- PROBLEM STATEMENT -
Pull out every line of the listing below where "that" appears.
-- START AVAILABLE DATA --
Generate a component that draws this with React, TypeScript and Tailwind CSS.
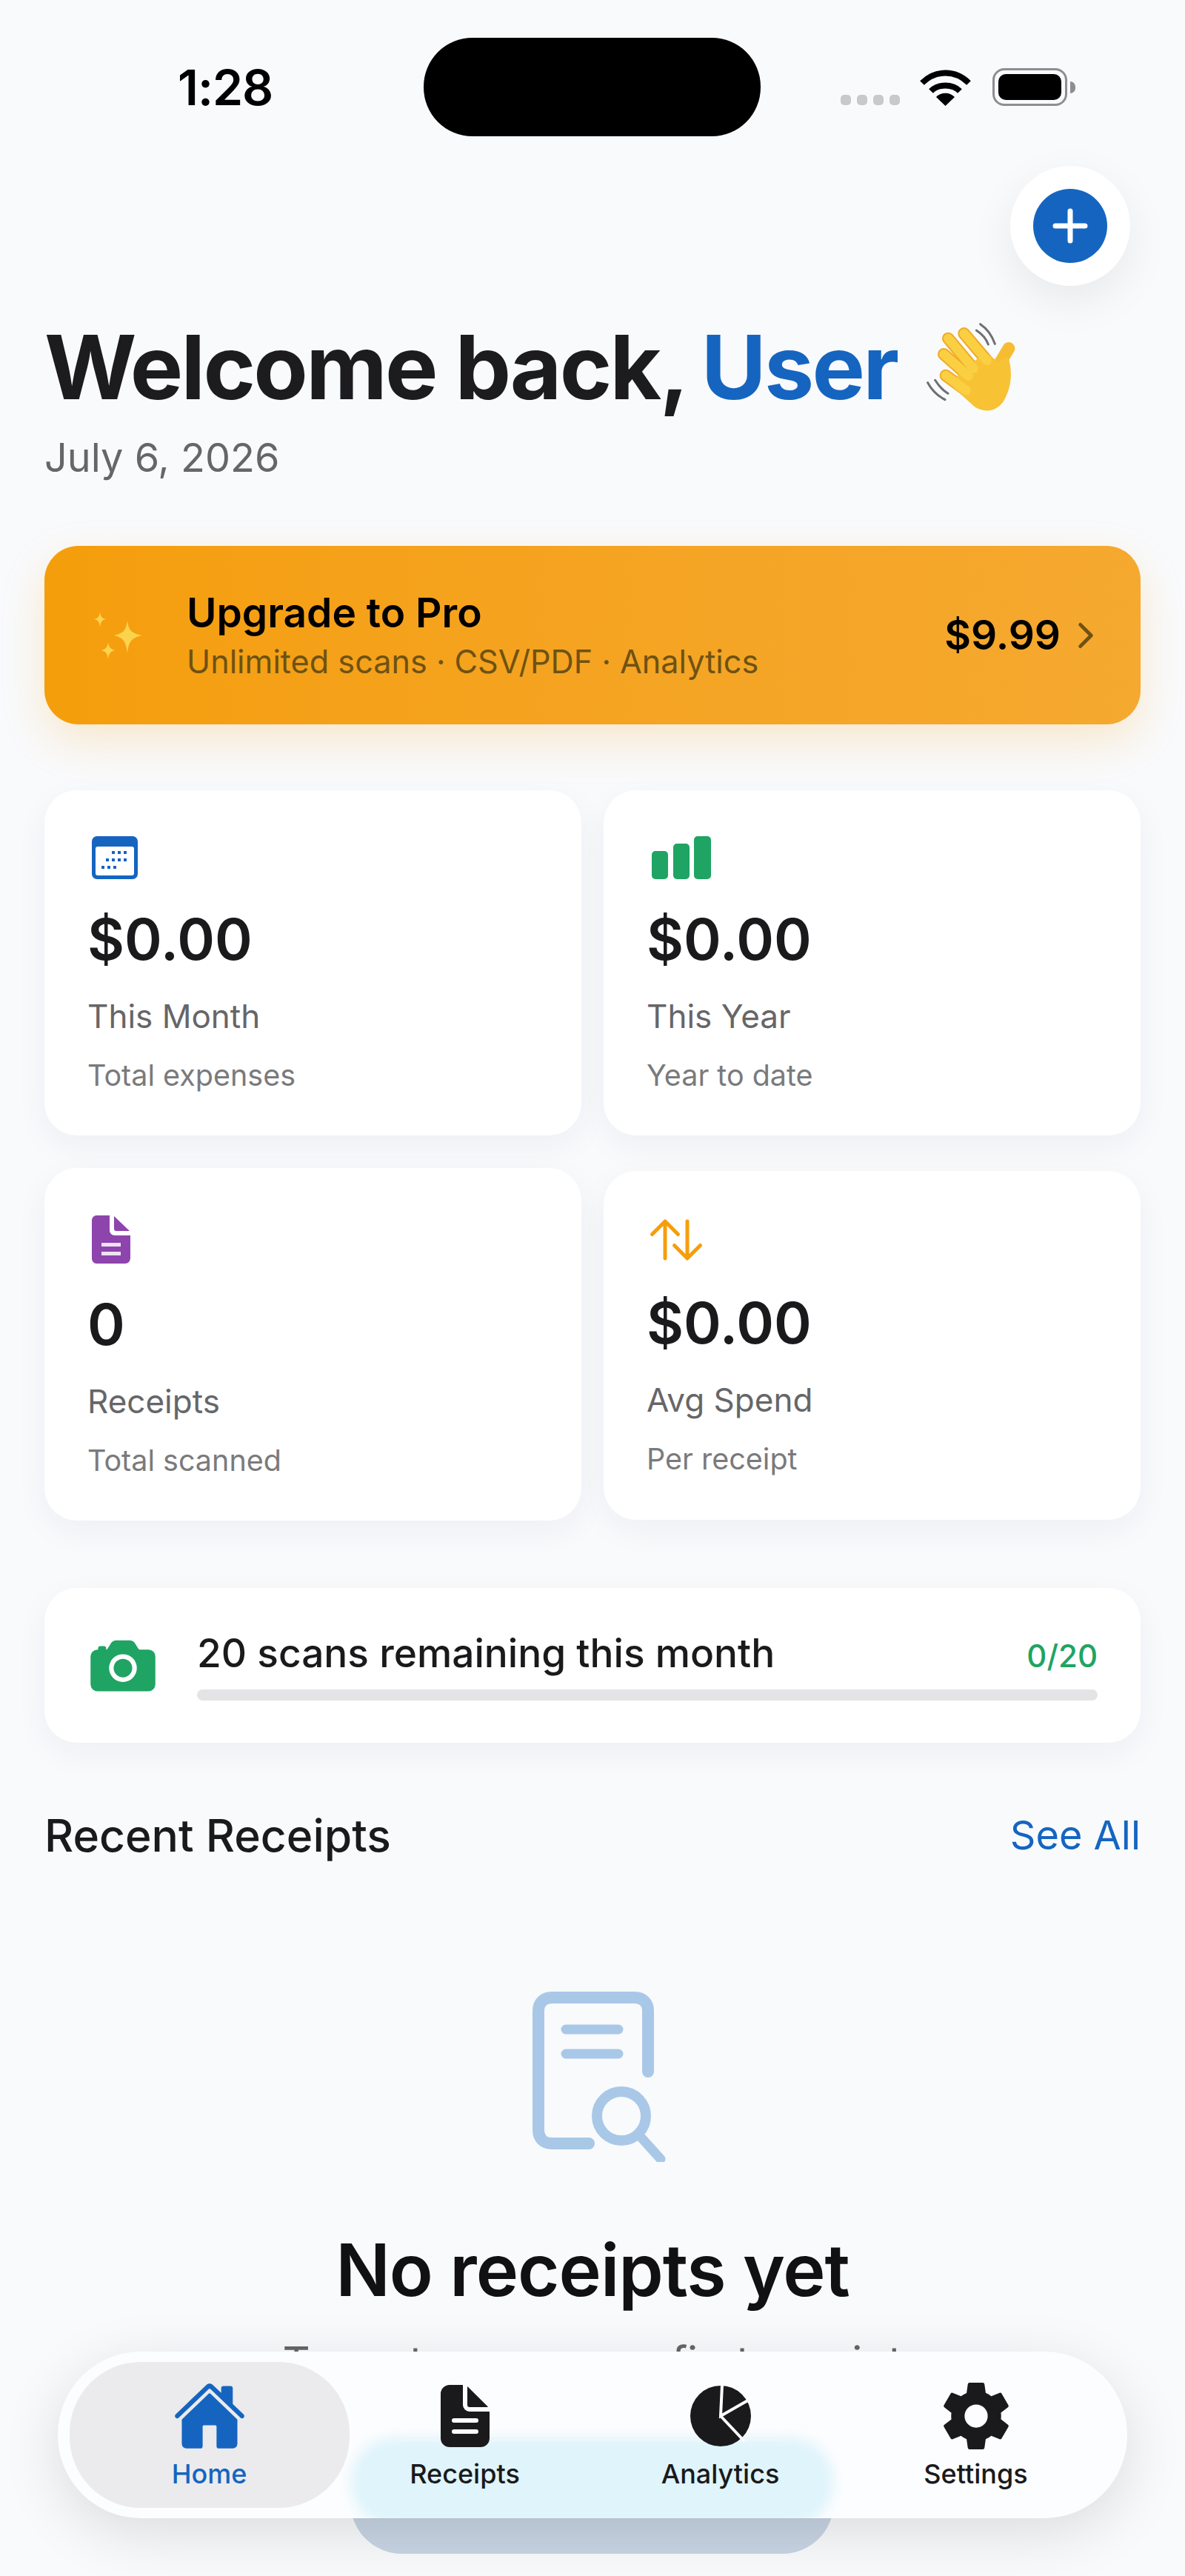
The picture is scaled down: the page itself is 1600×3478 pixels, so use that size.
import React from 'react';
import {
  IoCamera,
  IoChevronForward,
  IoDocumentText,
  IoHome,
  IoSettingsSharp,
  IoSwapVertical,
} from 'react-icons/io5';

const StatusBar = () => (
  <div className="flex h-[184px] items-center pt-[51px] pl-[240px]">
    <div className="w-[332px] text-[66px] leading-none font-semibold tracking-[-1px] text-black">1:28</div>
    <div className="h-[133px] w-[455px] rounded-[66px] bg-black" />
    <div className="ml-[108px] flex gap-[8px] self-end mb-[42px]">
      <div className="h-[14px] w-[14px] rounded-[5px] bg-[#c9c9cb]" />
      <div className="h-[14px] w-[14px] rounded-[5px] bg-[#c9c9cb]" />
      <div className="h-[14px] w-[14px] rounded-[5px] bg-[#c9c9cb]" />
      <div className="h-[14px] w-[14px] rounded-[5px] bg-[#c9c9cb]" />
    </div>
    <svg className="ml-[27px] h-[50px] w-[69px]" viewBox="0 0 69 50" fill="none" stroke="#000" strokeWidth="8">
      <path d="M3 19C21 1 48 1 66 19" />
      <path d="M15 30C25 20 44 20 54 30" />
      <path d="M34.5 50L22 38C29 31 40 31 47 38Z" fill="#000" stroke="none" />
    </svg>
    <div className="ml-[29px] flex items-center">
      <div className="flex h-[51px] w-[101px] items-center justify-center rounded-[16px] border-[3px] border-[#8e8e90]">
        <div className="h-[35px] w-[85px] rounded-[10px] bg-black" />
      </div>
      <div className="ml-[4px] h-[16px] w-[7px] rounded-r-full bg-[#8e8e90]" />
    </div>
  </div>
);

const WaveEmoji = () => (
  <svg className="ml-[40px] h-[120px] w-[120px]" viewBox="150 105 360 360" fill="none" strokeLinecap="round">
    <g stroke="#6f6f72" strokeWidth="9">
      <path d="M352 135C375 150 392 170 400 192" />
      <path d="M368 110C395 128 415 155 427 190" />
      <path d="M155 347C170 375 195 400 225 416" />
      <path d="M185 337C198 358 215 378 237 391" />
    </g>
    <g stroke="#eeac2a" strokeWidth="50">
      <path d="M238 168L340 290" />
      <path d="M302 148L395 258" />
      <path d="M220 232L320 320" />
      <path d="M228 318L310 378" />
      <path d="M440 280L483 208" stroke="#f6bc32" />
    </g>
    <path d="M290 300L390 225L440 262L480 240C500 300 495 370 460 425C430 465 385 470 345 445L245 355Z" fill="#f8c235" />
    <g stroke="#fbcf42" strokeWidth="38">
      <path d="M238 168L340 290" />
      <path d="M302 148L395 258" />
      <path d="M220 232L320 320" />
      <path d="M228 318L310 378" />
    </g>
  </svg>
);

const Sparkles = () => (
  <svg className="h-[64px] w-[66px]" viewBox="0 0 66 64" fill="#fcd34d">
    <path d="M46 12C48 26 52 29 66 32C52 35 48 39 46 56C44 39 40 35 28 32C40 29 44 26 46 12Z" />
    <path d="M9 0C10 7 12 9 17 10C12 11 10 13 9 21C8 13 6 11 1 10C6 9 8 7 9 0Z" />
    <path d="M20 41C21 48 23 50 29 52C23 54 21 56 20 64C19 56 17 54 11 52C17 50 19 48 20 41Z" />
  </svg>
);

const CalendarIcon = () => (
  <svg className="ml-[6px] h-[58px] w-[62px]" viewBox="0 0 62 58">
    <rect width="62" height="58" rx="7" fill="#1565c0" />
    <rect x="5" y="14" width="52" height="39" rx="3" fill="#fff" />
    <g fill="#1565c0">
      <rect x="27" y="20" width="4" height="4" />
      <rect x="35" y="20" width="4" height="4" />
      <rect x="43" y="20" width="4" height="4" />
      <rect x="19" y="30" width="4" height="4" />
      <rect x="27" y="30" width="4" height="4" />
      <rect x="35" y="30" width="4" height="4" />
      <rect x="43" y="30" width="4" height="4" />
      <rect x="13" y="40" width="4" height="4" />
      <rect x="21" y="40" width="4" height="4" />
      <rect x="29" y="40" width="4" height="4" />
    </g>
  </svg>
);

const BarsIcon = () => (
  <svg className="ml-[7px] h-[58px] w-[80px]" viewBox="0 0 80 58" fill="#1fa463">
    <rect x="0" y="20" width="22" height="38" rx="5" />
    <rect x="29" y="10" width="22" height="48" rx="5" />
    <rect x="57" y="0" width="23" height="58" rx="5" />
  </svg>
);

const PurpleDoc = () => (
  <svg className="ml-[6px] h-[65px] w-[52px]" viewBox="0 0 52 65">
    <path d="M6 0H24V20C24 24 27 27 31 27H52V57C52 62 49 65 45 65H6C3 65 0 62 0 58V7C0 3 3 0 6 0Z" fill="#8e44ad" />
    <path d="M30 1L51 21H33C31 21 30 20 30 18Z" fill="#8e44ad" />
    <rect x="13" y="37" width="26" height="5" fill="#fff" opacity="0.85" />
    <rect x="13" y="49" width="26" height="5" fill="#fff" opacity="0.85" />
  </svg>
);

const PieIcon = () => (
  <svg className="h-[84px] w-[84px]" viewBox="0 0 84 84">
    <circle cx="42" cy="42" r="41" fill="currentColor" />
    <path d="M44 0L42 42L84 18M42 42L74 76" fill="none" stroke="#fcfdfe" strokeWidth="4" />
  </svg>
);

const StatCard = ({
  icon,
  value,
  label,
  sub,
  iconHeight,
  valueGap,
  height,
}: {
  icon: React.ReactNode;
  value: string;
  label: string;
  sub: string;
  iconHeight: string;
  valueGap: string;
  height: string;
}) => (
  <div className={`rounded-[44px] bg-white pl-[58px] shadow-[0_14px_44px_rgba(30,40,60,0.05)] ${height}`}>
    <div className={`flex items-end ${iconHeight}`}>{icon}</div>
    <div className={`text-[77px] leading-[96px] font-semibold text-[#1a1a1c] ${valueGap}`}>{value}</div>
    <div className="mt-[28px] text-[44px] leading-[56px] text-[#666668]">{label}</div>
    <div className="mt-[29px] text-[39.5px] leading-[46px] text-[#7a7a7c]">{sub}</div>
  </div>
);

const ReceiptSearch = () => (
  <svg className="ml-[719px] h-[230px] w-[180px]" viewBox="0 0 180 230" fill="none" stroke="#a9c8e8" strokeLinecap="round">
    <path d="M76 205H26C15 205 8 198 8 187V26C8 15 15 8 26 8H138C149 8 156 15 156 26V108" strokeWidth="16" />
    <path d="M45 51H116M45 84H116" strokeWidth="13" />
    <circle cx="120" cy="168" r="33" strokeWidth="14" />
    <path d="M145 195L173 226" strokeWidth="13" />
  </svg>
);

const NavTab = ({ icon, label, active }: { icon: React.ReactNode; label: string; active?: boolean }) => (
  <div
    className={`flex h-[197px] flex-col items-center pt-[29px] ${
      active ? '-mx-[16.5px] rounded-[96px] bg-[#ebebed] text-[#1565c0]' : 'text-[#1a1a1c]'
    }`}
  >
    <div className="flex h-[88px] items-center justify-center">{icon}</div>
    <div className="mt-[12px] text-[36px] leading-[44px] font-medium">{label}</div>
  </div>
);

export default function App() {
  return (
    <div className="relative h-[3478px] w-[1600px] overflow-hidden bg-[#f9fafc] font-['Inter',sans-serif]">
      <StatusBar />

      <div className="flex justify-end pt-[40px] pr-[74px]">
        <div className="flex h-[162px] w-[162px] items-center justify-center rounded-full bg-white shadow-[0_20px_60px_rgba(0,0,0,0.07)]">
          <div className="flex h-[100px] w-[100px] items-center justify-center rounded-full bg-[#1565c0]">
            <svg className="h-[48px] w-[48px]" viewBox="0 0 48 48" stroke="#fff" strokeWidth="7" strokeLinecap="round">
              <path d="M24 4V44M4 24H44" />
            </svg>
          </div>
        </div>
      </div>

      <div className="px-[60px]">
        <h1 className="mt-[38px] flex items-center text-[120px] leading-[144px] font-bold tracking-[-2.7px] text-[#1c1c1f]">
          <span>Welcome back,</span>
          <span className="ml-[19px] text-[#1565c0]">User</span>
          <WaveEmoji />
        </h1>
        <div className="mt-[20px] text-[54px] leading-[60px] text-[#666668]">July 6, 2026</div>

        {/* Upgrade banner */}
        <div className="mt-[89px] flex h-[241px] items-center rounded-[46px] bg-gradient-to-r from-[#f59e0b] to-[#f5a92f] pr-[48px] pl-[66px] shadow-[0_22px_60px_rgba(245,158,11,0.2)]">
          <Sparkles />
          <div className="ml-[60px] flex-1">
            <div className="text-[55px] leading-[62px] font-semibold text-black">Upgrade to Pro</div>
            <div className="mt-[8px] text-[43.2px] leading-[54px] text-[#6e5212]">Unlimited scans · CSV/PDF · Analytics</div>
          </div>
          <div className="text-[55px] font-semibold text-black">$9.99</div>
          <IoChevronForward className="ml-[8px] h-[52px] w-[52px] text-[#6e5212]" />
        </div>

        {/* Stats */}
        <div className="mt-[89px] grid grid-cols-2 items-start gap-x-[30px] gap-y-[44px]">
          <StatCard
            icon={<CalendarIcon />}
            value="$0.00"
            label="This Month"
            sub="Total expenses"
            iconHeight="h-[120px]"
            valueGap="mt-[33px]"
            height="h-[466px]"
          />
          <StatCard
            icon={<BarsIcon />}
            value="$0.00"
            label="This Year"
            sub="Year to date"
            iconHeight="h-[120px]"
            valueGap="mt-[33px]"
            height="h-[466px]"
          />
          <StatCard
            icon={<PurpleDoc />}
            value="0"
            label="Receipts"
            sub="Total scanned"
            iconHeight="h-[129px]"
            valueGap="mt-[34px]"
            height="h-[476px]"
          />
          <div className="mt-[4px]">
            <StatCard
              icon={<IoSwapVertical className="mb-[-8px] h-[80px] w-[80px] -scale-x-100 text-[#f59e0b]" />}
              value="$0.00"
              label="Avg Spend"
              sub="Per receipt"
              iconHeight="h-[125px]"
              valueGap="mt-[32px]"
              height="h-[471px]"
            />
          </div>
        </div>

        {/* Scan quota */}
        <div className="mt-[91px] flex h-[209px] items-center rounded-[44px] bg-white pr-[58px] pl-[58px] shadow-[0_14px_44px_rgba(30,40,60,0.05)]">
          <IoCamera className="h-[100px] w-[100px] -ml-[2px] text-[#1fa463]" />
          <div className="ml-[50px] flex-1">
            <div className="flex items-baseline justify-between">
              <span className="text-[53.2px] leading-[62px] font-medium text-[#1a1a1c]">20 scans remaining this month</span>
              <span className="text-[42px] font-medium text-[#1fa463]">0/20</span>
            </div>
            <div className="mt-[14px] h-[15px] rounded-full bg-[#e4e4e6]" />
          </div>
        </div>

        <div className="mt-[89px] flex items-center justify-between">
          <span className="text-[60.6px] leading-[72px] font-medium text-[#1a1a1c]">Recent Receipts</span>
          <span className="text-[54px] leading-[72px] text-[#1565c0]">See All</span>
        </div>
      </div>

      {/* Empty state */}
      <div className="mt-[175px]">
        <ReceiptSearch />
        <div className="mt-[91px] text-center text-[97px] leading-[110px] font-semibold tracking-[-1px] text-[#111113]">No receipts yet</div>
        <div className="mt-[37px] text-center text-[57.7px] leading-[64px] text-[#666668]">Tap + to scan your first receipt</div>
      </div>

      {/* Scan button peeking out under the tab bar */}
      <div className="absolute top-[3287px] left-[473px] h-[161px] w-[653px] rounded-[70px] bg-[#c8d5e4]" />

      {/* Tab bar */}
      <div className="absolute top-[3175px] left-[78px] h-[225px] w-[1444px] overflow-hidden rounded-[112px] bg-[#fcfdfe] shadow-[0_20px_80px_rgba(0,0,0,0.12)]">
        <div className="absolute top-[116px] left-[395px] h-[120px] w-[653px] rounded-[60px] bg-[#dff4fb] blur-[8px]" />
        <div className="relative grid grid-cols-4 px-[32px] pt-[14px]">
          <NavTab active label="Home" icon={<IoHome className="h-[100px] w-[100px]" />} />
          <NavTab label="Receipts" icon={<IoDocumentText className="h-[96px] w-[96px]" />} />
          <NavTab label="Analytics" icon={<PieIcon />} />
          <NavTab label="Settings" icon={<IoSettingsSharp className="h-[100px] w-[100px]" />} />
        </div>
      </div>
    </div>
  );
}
-- END AVAILABLE DATA --
- EXERCISE ANSWER -
Generate a component that draws this with React, TypeScript and Tailwind CSS.
The picture is scaled down: the page itself is 1600×3478 pixels, so use that size.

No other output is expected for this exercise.